● **TASK BRIEF**
All pictures are to be skipped; retype only the lines from the top of the entries through the line with "<BackgroundPage />", both included.

● **DATA ROWS**
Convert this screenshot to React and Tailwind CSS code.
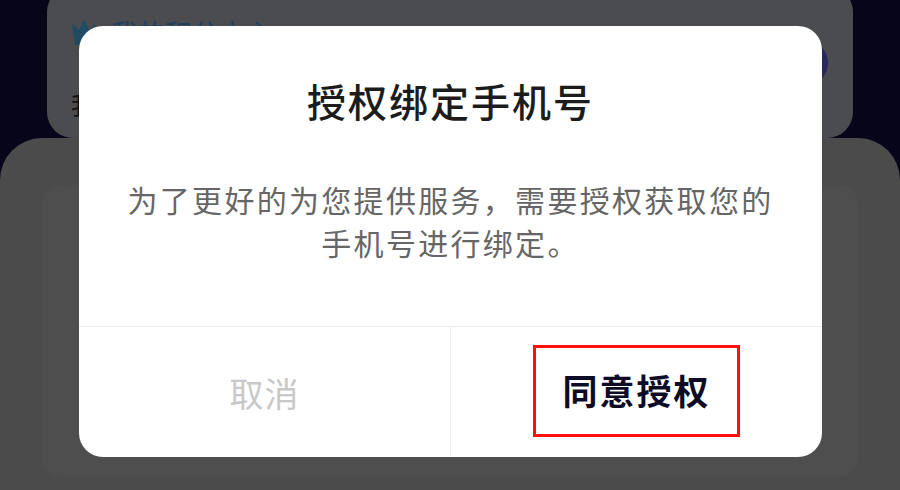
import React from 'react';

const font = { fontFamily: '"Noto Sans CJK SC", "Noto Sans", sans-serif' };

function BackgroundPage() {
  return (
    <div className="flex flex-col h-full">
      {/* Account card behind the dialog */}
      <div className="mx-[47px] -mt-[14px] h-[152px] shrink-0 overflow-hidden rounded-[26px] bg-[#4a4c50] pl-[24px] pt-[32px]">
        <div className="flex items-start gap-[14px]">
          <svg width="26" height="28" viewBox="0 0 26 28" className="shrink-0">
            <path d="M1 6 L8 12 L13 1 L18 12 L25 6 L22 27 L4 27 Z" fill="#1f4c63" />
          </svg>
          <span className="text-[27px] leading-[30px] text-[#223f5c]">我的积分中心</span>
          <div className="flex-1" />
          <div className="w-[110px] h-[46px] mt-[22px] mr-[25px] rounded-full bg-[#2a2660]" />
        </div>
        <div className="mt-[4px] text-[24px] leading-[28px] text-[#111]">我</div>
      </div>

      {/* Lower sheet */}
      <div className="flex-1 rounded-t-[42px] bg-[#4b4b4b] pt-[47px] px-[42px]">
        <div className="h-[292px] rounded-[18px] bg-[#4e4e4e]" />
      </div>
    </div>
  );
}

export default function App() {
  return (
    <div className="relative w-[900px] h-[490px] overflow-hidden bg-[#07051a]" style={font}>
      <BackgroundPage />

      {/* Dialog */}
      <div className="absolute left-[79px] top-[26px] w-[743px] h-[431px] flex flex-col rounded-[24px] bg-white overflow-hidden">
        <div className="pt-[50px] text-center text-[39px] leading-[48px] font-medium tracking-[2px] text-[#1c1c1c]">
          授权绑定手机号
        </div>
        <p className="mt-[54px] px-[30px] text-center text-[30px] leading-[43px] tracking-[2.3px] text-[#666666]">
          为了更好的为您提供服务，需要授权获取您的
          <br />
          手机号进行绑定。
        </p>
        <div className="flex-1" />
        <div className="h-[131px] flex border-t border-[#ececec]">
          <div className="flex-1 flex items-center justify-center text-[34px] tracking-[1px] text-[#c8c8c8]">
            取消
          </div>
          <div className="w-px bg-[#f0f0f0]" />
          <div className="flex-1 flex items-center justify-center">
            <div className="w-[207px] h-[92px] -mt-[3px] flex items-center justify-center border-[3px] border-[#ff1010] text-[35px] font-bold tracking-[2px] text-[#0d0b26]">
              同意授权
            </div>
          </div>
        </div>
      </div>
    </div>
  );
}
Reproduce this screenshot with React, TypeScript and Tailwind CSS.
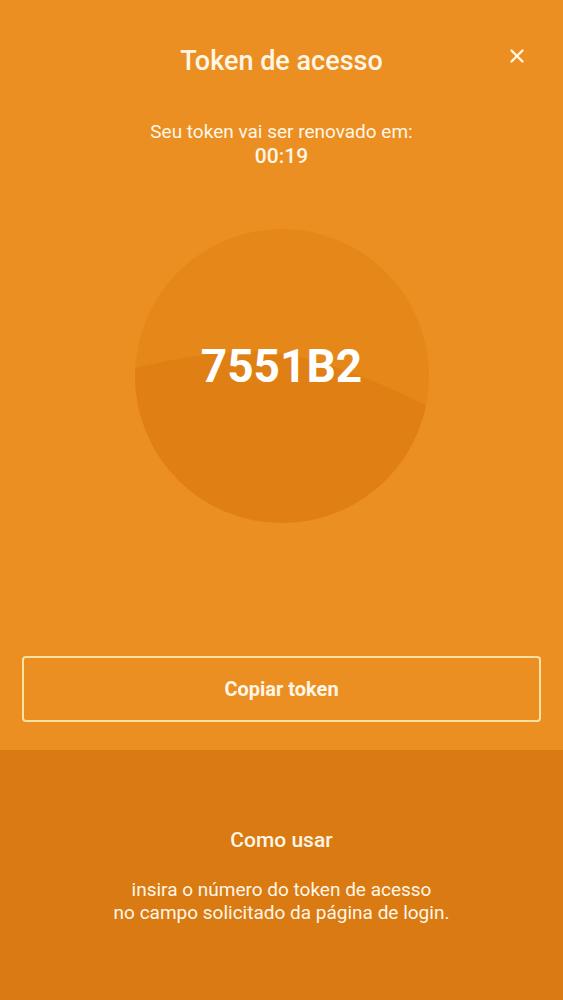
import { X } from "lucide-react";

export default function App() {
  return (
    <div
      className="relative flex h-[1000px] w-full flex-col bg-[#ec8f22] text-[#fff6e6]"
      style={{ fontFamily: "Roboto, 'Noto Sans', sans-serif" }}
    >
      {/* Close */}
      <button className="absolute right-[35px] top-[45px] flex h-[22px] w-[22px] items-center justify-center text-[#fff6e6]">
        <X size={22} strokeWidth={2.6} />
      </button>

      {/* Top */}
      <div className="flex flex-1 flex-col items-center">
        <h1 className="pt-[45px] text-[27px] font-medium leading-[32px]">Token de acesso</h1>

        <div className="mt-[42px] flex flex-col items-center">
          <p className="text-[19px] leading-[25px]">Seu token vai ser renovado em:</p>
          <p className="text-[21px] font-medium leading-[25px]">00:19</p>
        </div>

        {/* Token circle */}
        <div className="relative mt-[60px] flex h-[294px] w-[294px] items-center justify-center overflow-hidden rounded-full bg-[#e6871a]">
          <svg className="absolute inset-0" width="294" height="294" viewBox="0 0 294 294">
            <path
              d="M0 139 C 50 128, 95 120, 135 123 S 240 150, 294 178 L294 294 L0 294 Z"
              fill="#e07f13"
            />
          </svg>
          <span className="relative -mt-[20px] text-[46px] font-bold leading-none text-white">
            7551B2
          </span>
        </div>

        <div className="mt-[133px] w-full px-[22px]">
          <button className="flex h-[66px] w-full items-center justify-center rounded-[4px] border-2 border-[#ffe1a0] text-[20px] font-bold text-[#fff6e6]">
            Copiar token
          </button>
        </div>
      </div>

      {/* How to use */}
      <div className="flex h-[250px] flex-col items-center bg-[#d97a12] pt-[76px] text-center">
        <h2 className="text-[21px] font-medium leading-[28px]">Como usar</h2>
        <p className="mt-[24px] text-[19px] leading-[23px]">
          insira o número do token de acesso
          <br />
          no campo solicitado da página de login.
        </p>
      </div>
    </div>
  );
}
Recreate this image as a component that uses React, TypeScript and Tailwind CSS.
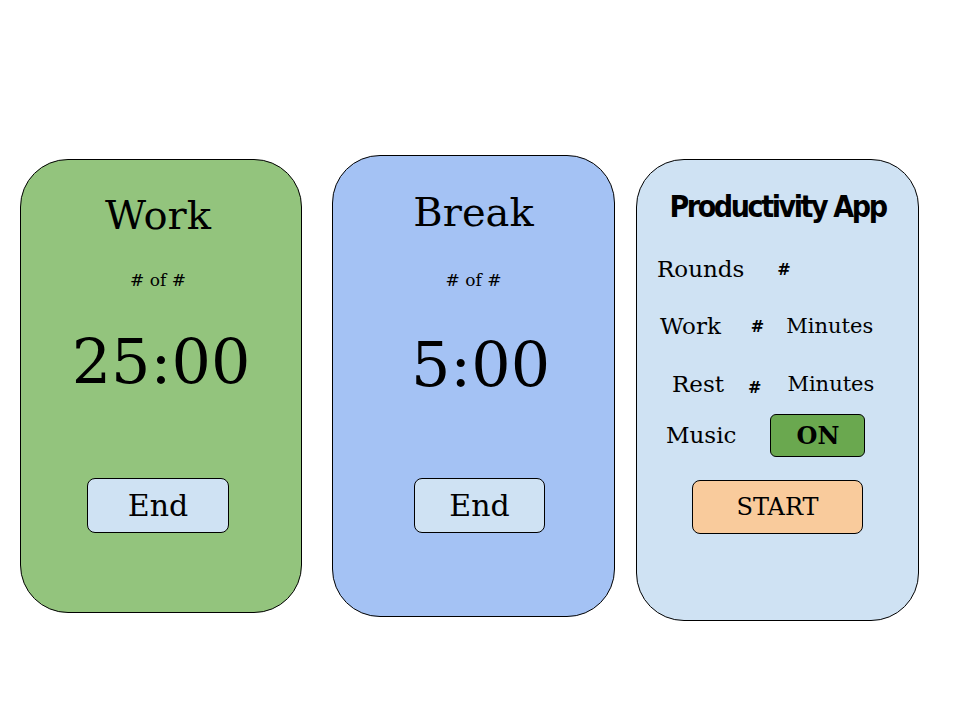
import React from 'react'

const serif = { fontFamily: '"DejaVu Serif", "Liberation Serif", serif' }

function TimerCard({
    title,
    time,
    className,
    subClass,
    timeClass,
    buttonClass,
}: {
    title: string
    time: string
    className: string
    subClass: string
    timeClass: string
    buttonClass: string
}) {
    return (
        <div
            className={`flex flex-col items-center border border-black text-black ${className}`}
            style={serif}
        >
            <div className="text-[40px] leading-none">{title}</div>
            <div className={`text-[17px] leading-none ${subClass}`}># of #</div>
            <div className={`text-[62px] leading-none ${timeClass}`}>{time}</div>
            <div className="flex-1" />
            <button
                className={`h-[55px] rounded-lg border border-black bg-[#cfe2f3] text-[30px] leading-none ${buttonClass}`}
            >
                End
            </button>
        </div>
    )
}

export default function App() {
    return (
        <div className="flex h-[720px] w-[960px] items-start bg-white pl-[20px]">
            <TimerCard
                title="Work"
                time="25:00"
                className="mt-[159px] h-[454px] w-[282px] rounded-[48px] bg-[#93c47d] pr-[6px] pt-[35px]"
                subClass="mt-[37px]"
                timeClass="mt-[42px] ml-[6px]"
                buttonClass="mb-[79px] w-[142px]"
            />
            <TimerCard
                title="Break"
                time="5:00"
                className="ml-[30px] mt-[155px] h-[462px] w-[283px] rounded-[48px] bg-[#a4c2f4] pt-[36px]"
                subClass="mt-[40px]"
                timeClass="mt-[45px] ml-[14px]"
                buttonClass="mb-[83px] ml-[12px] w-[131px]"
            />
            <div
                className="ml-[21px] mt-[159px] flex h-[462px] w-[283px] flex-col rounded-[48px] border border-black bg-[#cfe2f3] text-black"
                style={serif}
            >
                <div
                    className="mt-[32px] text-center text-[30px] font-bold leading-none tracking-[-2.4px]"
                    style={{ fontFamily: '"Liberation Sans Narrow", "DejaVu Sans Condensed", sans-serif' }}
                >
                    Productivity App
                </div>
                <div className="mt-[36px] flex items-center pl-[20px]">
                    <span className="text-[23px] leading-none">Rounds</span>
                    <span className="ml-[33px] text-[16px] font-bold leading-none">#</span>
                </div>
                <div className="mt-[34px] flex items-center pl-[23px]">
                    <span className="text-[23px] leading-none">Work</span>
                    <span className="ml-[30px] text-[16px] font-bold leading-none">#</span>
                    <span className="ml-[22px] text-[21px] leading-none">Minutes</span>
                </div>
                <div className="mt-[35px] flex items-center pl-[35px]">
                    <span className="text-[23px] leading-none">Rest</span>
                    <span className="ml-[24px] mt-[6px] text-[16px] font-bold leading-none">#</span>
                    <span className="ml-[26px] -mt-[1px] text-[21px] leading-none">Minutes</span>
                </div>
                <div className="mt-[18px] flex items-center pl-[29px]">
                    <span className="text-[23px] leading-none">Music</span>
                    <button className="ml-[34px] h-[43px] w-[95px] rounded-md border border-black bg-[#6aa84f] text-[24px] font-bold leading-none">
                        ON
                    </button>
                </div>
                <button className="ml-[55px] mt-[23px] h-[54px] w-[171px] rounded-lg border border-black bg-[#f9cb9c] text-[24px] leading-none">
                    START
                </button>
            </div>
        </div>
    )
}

● **TASK SOLUTION**
Convert this screenshot to React and Tailwind CSS code.
import React from 'react';

const font = { fontFamily: '"Noto Sans CJK SC", "Noto Sans", sans-serif' };

function BackgroundPage() {
  return (
    <div className="flex flex-col h-full">
      {/* Account card behind the dialog */}
      <div className="mx-[47px] -mt-[14px] h-[152px] shrink-0 overflow-hidden rounded-[26px] bg-[#4a4c50] pl-[24px] pt-[32px]">
        <div className="flex items-start gap-[14px]">
          <svg width="26" height="28" viewBox="0 0 26 28" className="shrink-0">
            <path d="M1 6 L8 12 L13 1 L18 12 L25 6 L22 27 L4 27 Z" fill="#1f4c63" />
          </svg>
          <span className="text-[27px] leading-[30px] text-[#223f5c]">我的积分中心</span>
          <div className="flex-1" />
          <div className="w-[110px] h-[46px] mt-[22px] mr-[25px] rounded-full bg-[#2a2660]" />
        </div>
        <div className="mt-[4px] text-[24px] leading-[28px] text-[#111]">我</div>
      </div>

      {/* Lower sheet */}
      <div className="flex-1 rounded-t-[42px] bg-[#4b4b4b] pt-[47px] px-[42px]">
        <div className="h-[292px] rounded-[18px] bg-[#4e4e4e]" />
      </div>
    </div>
  );
}

export default function App() {
  return (
    <div className="relative w-[900px] h-[490px] overflow-hidden bg-[#07051a]" style={font}>
      <BackgroundPage />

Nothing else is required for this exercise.